In case the public did not know, government employees pay taxes too, so does IRS employees.

Wed, Jun 5, 2013 M

Actually, no, the message is not " interactions should only be formal. People shouldn't feel any emotional ties to each other. And of course they should never laugh." The message is: Taxpayers are tired of paying for the excesses and the abuse of the public trust.

Wed, Jun 5, 2013

I must be working for the wrong agency. In over 20 years, we have never had a conference of this kind, much less an expensive one. We do everything by e-mail, conference call, or video, and that is only work-related. Getting travel money for training, and even training, is difficult at best. What few parties we have are funded by staff, the agency won't put a dime into anything like that. The closest we get to anything like this is an in-office Christmas party, which lasts an hour- during lunch- which staff pay for out of pocket. Now contractors have parties like this.

Wed, Jun 5, 2013 K PA

Spending TAXPAYER money on a "Team Building" video ? Cut me (and America) a break. This article which tries to "white wash" this extravagant waste is a part of the overall problem in the the govt sector which I am frankly getting sick of. Yes, I am a Govt Employee.

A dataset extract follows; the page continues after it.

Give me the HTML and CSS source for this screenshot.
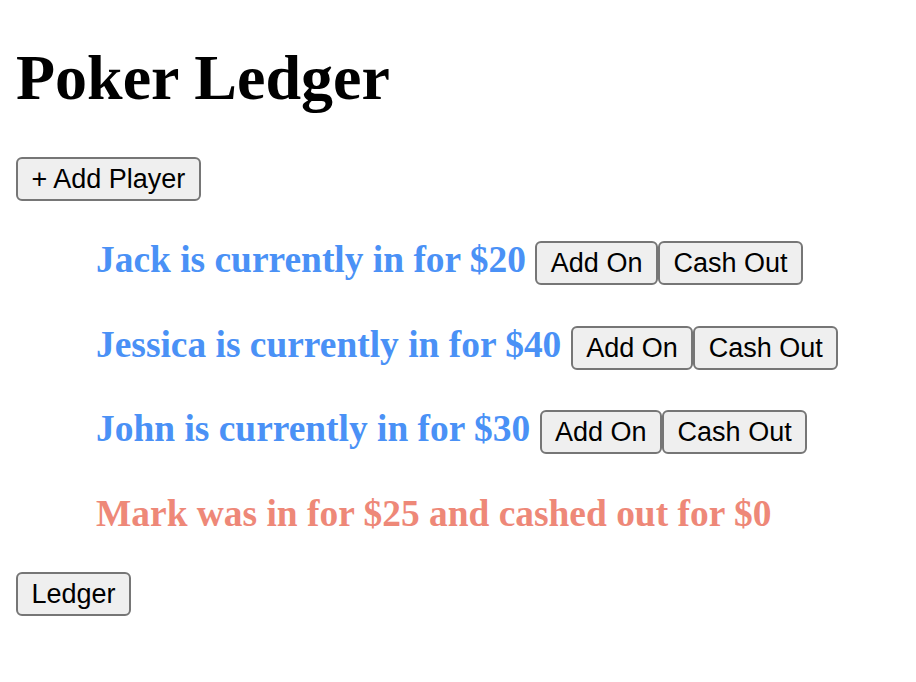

This article makes me wonder why does my leadership (Govt Agency) pitch their money together to pay out of THEIR OWN pockets for our team building activities, group luncheons, and other fun stuff ? (I know this cause I collect their money to pay the bills for our events.) Are they SUPPOSED to be wasting money from the taxpayer instead ? I always thought that Leadership ment leading and doing the "Right Thing." I'm starting to learn from these articles and recent events that I was wrong and that wasting taxpayer money is every govt employees' responsibility and that true Leadership is displayed by spending more than needed because taxpayer money is unlimited. NOTE: The folks involed in this "Team Building" should be required to pay that wasted money back to the Treasury Dept. If not, fire them for a Lack of Leadership. As a govt employeee who believes in "An honest day's pay for and honest day's work" I am angry over this unjustifiable expenditure. I certainly hope that these dancing IRS govt employees were on Annual Leave hours versus getting "paid" to dance AND waste even more taxpayer money. Un-freaking believeable.

Tue, Jun 4, 2013

93,000 employed at the IRS, $50M over 2 Years/ hmmm.... do the math.